WRITTEN PROBLEM:
The material below should be written out in full and exactly; pictures stay out of the copy.

RECORDED INFORMATION:
########
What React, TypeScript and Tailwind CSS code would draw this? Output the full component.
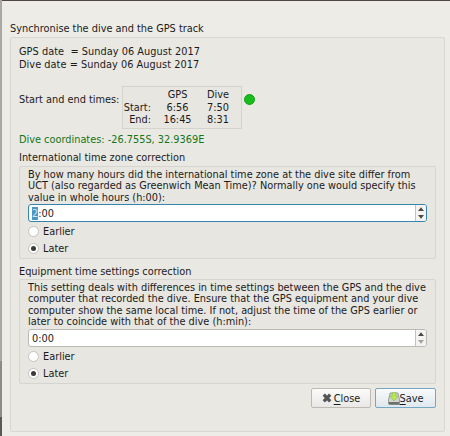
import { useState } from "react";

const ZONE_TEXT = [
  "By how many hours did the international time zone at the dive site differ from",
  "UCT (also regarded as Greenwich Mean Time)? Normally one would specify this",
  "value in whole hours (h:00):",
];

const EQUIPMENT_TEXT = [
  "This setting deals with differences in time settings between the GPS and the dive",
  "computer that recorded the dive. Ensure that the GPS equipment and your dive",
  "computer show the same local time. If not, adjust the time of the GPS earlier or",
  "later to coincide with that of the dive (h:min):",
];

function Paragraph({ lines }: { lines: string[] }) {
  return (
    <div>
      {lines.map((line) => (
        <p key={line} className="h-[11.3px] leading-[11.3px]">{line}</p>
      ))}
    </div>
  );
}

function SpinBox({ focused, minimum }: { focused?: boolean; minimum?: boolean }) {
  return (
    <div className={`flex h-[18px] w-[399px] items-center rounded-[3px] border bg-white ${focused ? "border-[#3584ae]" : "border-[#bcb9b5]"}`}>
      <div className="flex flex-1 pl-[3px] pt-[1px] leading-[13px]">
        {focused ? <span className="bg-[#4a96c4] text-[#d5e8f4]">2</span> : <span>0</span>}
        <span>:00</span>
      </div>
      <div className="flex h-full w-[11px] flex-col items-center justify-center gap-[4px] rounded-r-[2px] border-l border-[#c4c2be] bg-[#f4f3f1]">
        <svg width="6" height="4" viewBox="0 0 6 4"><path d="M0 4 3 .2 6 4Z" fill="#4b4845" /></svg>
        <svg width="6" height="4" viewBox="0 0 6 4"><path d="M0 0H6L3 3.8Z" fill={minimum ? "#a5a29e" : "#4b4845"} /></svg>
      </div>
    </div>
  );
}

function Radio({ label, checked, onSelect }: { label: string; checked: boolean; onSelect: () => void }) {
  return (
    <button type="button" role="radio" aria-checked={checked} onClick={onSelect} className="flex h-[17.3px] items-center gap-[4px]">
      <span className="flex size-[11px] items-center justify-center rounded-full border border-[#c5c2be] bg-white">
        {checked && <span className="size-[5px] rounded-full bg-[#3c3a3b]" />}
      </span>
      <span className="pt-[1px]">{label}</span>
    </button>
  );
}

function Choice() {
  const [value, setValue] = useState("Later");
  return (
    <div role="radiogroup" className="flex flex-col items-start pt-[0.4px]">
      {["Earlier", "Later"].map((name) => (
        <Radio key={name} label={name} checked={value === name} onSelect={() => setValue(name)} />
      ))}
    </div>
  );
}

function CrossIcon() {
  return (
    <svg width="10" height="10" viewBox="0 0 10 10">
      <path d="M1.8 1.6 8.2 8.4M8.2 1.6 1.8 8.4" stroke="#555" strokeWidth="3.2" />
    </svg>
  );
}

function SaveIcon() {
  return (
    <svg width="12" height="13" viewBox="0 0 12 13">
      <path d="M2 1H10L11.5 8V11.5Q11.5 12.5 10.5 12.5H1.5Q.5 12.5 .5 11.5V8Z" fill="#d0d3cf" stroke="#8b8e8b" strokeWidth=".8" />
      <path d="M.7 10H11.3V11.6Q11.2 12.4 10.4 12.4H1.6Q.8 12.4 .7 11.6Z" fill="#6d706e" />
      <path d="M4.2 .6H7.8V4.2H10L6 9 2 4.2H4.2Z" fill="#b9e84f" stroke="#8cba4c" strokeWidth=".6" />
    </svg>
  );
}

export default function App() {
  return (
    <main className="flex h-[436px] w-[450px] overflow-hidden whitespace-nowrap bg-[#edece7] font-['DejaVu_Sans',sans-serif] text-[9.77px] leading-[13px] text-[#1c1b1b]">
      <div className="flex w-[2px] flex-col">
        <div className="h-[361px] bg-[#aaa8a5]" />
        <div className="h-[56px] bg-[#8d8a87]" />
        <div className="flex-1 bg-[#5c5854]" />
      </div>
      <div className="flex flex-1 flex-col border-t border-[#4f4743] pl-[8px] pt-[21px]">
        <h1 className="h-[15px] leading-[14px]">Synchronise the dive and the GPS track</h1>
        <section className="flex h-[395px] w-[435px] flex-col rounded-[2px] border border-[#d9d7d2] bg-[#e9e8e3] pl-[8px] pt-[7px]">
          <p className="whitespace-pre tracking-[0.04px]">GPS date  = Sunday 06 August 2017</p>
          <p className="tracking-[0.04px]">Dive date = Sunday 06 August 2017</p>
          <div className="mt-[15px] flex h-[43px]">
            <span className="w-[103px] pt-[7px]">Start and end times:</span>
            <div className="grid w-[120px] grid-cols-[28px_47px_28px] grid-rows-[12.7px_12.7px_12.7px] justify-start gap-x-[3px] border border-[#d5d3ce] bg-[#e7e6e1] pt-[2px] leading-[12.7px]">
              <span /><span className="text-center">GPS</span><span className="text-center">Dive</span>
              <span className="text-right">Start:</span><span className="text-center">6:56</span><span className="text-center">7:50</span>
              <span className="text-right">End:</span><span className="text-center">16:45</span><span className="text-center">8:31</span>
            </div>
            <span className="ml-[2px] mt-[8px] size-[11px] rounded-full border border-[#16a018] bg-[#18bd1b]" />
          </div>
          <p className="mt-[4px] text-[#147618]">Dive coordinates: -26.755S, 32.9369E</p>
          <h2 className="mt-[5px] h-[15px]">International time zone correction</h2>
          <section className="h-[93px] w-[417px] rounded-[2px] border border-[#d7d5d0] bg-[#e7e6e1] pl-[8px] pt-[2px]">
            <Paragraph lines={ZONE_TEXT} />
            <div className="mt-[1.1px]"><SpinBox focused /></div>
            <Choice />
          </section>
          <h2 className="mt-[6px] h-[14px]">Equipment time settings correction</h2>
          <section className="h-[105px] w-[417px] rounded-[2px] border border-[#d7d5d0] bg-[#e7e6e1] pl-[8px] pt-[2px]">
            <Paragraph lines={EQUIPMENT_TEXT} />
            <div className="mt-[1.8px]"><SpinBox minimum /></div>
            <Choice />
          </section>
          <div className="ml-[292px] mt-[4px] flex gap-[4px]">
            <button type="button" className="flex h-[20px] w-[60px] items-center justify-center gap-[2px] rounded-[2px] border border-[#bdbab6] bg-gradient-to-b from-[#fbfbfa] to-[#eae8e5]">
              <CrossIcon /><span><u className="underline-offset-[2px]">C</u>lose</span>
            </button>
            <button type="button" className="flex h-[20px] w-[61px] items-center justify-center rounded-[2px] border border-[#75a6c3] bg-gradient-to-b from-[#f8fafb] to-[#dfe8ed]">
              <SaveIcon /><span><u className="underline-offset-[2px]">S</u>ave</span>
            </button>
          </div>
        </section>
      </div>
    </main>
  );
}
########
OUTPUT BELOW:
What React, TypeScript and Tailwind CSS code would draw this? Output the full component.
import { useState } from "react";

const ZONE_TEXT = [
  "By how many hours did the international time zone at the dive site differ from",
  "UCT (also regarded as Greenwich Mean Time)? Normally one would specify this",
  "value in whole hours (h:00):",
];

const EQUIPMENT_TEXT = [
  "This setting deals with differences in time settings between the GPS and the dive",
  "computer that recorded the dive. Ensure that the GPS equipment and your dive",
  "computer show the same local time. If not, adjust the time of the GPS earlier or",
  "later to coincide with that of the dive (h:min):",
];

function Paragraph({ lines }: { lines: string[] }) {
  return (
    <div>
      {lines.map((line) => (
        <p key={line} className="h-[11.3px] leading-[11.3px]">{line}</p>
      ))}
    </div>
  );
}

function SpinBox({ focused, minimum }: { focused?: boolean; minimum?: boolean }) {
  return (
    <div className={`flex h-[18px] w-[399px] items-center rounded-[3px] border bg-white ${focused ? "border-[#3584ae]" : "border-[#bcb9b5]"}`}>
      <div className="flex flex-1 pl-[3px] pt-[1px] leading-[13px]">
        {focused ? <span className="bg-[#4a96c4] text-[#d5e8f4]">2</span> : <span>0</span>}
        <span>:00</span>
      </div>
      <div className="flex h-full w-[11px] flex-col items-center justify-center gap-[4px] rounded-r-[2px] border-l border-[#c4c2be] bg-[#f4f3f1]">
        <svg width="6" height="4" viewBox="0 0 6 4"><path d="M0 4 3 .2 6 4Z" fill="#4b4845" /></svg>
        <svg width="6" height="4" viewBox="0 0 6 4"><path d="M0 0H6L3 3.8Z" fill={minimum ? "#a5a29e" : "#4b4845"} /></svg>
      </div>
    </div>
  );
}

function Radio({ label, checked, onSelect }: { label: string; checked: boolean; onSelect: () => void }) {
  return (
    <button type="button" role="radio" aria-checked={checked} onClick={onSelect} className="flex h-[17.3px] items-center gap-[4px]">
      <span className="flex size-[11px] items-center justify-center rounded-full border border-[#c5c2be] bg-white">
        {checked && <span className="size-[5px] rounded-full bg-[#3c3a3b]" />}
      </span>
      <span className="pt-[1px]">{label}</span>
    </button>
  );
}

function Choice() {
  const [value, setValue] = useState("Later");
  return (
    <div role="radiogroup" className="flex flex-col items-start pt-[0.4px]">
      {["Earlier", "Later"].map((name) => (
        <Radio key={name} label={name} checked={value === name} onSelect={() => setValue(name)} />
      ))}
    </div>
  );
}

function CrossIcon() {
  return (
    <svg width="10" height="10" viewBox="0 0 10 10">
      <path d="M1.8 1.6 8.2 8.4M8.2 1.6 1.8 8.4" stroke="#555" strokeWidth="3.2" />
    </svg>
  );
}

function SaveIcon() {
  return (
    <svg width="12" height="13" viewBox="0 0 12 13">
      <path d="M2 1H10L11.5 8V11.5Q11.5 12.5 10.5 12.5H1.5Q.5 12.5 .5 11.5V8Z" fill="#d0d3cf" stroke="#8b8e8b" strokeWidth=".8" />
      <path d="M.7 10H11.3V11.6Q11.2 12.4 10.4 12.4H1.6Q.8 12.4 .7 11.6Z" fill="#6d706e" />
      <path d="M4.2 .6H7.8V4.2H10L6 9 2 4.2H4.2Z" fill="#b9e84f" stroke="#8cba4c" strokeWidth=".6" />
    </svg>
  );
}

export default function App() {
  return (
    <main className="flex h-[436px] w-[450px] overflow-hidden whitespace-nowrap bg-[#edece7] font-['DejaVu_Sans',sans-serif] text-[9.77px] leading-[13px] text-[#1c1b1b]">
      <div className="flex w-[2px] flex-col">
        <div className="h-[361px] bg-[#aaa8a5]" />
        <div className="h-[56px] bg-[#8d8a87]" />
        <div className="flex-1 bg-[#5c5854]" />
      </div>
      <div className="flex flex-1 flex-col border-t border-[#4f4743] pl-[8px] pt-[21px]">
        <h1 className="h-[15px] leading-[14px]">Synchronise the dive and the GPS track</h1>
        <section className="flex h-[395px] w-[435px] flex-col rounded-[2px] border border-[#d9d7d2] bg-[#e9e8e3] pl-[8px] pt-[7px]">
          <p className="whitespace-pre tracking-[0.04px]">GPS date  = Sunday 06 August 2017</p>
          <p className="tracking-[0.04px]">Dive date = Sunday 06 August 2017</p>
          <div className="mt-[15px] flex h-[43px]">
            <span className="w-[103px] pt-[7px]">Start and end times:</span>
            <div className="grid w-[120px] grid-cols-[28px_47px_28px] grid-rows-[12.7px_12.7px_12.7px] justify-start gap-x-[3px] border border-[#d5d3ce] bg-[#e7e6e1] pt-[2px] leading-[12.7px]">
              <span /><span className="text-center">GPS</span><span className="text-center">Dive</span>
              <span className="text-right">Start:</span><span className="text-center">6:56</span><span className="text-center">7:50</span>
              <span className="text-right">End:</span><span className="text-center">16:45</span><span className="text-center">8:31</span>
            </div>
            <span className="ml-[2px] mt-[8px] size-[11px] rounded-full border border-[#16a018] bg-[#18bd1b]" />
          </div>
          <p className="mt-[4px] text-[#147618]">Dive coordinates: -26.755S, 32.9369E</p>
          <h2 className="mt-[5px] h-[15px]">International time zone correction</h2>
          <section className="h-[93px] w-[417px] rounded-[2px] border border-[#d7d5d0] bg-[#e7e6e1] pl-[8px] pt-[2px]">
            <Paragraph lines={ZONE_TEXT} />
            <div className="mt-[1.1px]"><SpinBox focused /></div>
            <Choice />
          </section>
          <h2 className="mt-[6px] h-[14px]">Equipment time settings correction</h2>
          <section className="h-[105px] w-[417px] rounded-[2px] border border-[#d7d5d0] bg-[#e7e6e1] pl-[8px] pt-[2px]">
            <Paragraph lines={EQUIPMENT_TEXT} />
            <div className="mt-[1.8px]"><SpinBox minimum /></div>
            <Choice />
          </section>
          <div className="ml-[292px] mt-[4px] flex gap-[4px]">
            <button type="button" className="flex h-[20px] w-[60px] items-center justify-center gap-[2px] rounded-[2px] border border-[#bdbab6] bg-gradient-to-b from-[#fbfbfa] to-[#eae8e5]">
              <CrossIcon /><span><u className="underline-offset-[2px]">C</u>lose</span>
            </button>
            <button type="button" className="flex h-[20px] w-[61px] items-center justify-center rounded-[2px] border border-[#75a6c3] bg-gradient-to-b from-[#f8fafb] to-[#dfe8ed]">
              <SaveIcon /><span><u className="underline-offset-[2px]">S</u>ave</span>
            </button>
          </div>
        </section>
      </div>
    </main>
  );
}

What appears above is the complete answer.